WHAT YOU WILL DO: Your task is to transcribe all of the data below exactly, omitting the images.
------------
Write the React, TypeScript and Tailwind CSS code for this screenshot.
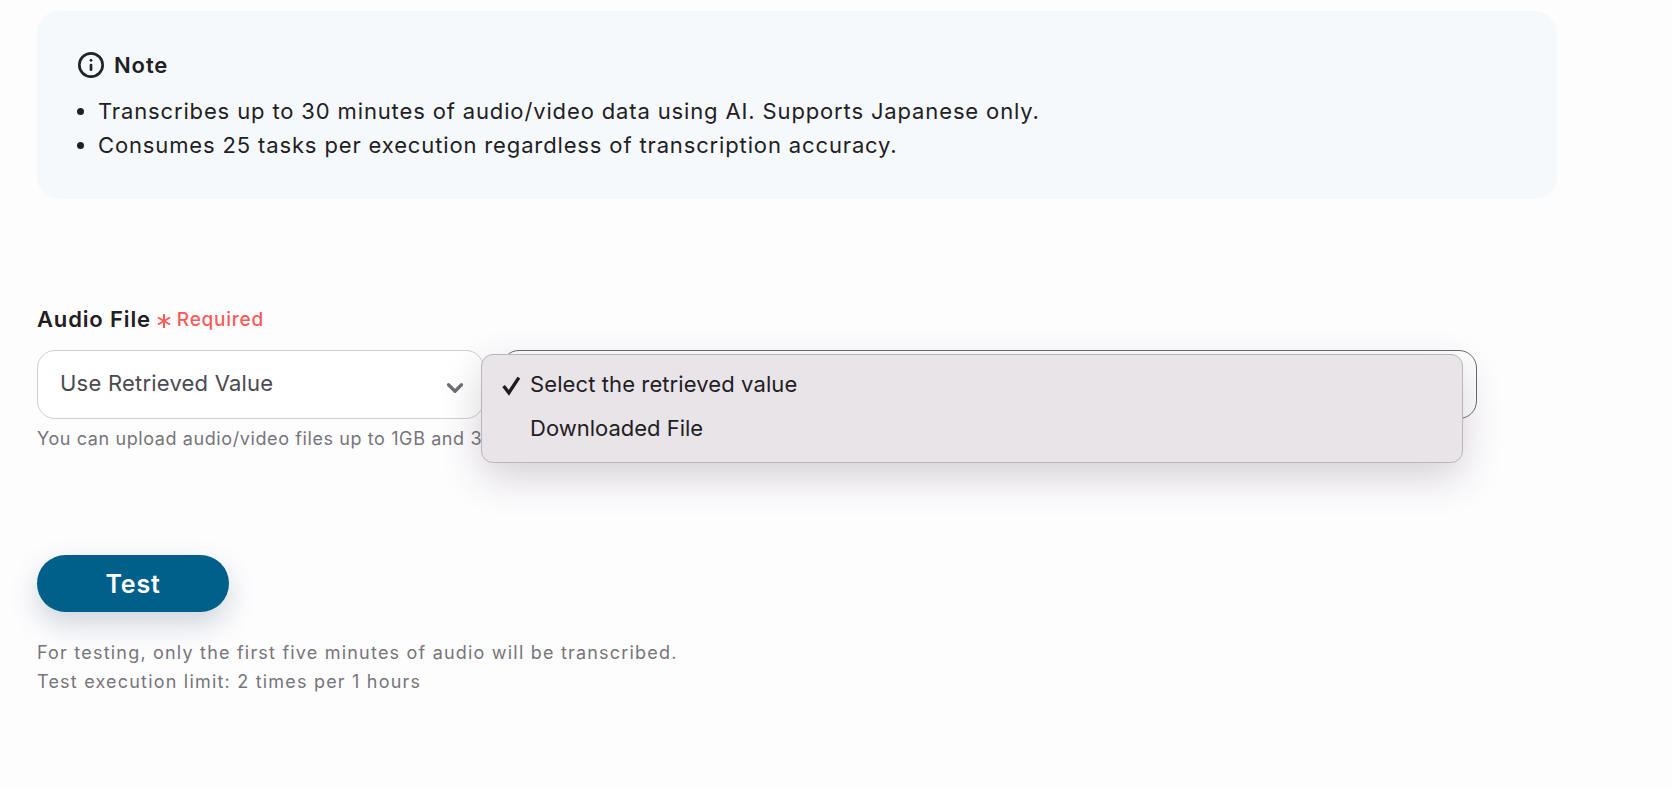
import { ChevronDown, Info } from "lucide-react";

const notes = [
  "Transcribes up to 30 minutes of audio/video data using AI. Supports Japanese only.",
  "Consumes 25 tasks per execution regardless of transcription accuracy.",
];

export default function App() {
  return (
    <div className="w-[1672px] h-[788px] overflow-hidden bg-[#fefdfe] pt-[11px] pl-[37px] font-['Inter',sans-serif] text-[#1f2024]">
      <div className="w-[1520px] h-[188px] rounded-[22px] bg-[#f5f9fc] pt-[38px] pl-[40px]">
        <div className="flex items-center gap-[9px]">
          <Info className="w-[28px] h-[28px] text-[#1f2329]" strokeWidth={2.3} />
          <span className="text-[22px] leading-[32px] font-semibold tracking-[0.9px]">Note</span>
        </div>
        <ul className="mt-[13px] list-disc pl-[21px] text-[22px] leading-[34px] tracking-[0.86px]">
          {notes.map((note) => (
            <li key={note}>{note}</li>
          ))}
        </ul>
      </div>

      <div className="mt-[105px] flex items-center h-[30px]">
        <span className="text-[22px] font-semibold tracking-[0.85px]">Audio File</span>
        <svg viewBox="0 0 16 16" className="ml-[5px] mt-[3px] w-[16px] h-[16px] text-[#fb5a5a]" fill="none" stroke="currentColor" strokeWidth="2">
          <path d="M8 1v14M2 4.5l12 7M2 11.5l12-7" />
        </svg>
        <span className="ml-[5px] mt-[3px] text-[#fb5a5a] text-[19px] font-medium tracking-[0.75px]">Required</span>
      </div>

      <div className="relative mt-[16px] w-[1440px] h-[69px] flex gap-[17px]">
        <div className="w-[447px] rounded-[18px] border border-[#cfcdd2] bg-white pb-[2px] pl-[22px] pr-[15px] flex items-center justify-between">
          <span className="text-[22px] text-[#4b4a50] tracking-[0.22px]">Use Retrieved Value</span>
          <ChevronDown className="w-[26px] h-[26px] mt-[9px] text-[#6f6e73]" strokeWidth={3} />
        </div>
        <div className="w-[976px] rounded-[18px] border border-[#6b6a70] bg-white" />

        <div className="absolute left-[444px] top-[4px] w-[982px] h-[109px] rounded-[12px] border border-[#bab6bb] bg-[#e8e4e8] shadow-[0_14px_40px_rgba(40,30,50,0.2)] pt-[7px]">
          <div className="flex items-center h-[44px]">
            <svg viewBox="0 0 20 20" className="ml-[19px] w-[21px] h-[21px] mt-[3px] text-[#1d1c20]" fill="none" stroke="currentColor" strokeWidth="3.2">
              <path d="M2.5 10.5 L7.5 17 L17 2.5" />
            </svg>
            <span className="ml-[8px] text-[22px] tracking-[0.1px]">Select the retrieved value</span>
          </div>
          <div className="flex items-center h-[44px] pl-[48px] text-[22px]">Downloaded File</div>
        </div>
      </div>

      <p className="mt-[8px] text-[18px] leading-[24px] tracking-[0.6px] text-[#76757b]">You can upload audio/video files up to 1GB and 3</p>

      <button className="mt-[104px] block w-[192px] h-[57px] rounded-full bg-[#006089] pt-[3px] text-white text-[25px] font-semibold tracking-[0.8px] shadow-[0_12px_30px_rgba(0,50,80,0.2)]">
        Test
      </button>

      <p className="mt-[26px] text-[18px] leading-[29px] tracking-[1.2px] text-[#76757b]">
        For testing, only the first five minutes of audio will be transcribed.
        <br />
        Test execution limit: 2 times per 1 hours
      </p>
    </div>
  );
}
------------
IN RESPONSE:
Write the React, TypeScript and Tailwind CSS code for this screenshot.
import { ChevronDown, Info } from "lucide-react";

const notes = [
  "Transcribes up to 30 minutes of audio/video data using AI. Supports Japanese only.",
  "Consumes 25 tasks per execution regardless of transcription accuracy.",
];

export default function App() {
  return (
    <div className="w-[1672px] h-[788px] overflow-hidden bg-[#fefdfe] pt-[11px] pl-[37px] font-['Inter',sans-serif] text-[#1f2024]">
      <div className="w-[1520px] h-[188px] rounded-[22px] bg-[#f5f9fc] pt-[38px] pl-[40px]">
        <div className="flex items-center gap-[9px]">
          <Info className="w-[28px] h-[28px] text-[#1f2329]" strokeWidth={2.3} />
          <span className="text-[22px] leading-[32px] font-semibold tracking-[0.9px]">Note</span>
        </div>
        <ul className="mt-[13px] list-disc pl-[21px] text-[22px] leading-[34px] tracking-[0.86px]">
          {notes.map((note) => (
            <li key={note}>{note}</li>
          ))}
        </ul>
      </div>

      <div className="mt-[105px] flex items-center h-[30px]">
        <span className="text-[22px] font-semibold tracking-[0.85px]">Audio File</span>
        <svg viewBox="0 0 16 16" className="ml-[5px] mt-[3px] w-[16px] h-[16px] text-[#fb5a5a]" fill="none" stroke="currentColor" strokeWidth="2">
          <path d="M8 1v14M2 4.5l12 7M2 11.5l12-7" />
        </svg>
        <span className="ml-[5px] mt-[3px] text-[#fb5a5a] text-[19px] font-medium tracking-[0.75px]">Required</span>
      </div>

      <div className="relative mt-[16px] w-[1440px] h-[69px] flex gap-[17px]">
        <div className="w-[447px] rounded-[18px] border border-[#cfcdd2] bg-white pb-[2px] pl-[22px] pr-[15px] flex items-center justify-between">
          <span className="text-[22px] text-[#4b4a50] tracking-[0.22px]">Use Retrieved Value</span>
          <ChevronDown className="w-[26px] h-[26px] mt-[9px] text-[#6f6e73]" strokeWidth={3} />
        </div>
        <div className="w-[976px] rounded-[18px] border border-[#6b6a70] bg-white" />

        <div className="absolute left-[444px] top-[4px] w-[982px] h-[109px] rounded-[12px] border border-[#bab6bb] bg-[#e8e4e8] shadow-[0_14px_40px_rgba(40,30,50,0.2)] pt-[7px]">
          <div className="flex items-center h-[44px]">
            <svg viewBox="0 0 20 20" className="ml-[19px] w-[21px] h-[21px] mt-[3px] text-[#1d1c20]" fill="none" stroke="currentColor" strokeWidth="3.2">
              <path d="M2.5 10.5 L7.5 17 L17 2.5" />
            </svg>
            <span className="ml-[8px] text-[22px] tracking-[0.1px]">Select the retrieved value</span>
          </div>
          <div className="flex items-center h-[44px] pl-[48px] text-[22px]">Downloaded File</div>
        </div>
      </div>

      <p className="mt-[8px] text-[18px] leading-[24px] tracking-[0.6px] text-[#76757b]">You can upload audio/video files up to 1GB and 3</p>

      <button className="mt-[104px] block w-[192px] h-[57px] rounded-full bg-[#006089] pt-[3px] text-white text-[25px] font-semibold tracking-[0.8px] shadow-[0_12px_30px_rgba(0,50,80,0.2)]">
        Test
      </button>

      <p className="mt-[26px] text-[18px] leading-[29px] tracking-[1.2px] text-[#76757b]">
        For testing, only the first five minutes of audio will be transcribed.
        <br />
        Test execution limit: 2 times per 1 hours
      </p>
    </div>
  );
}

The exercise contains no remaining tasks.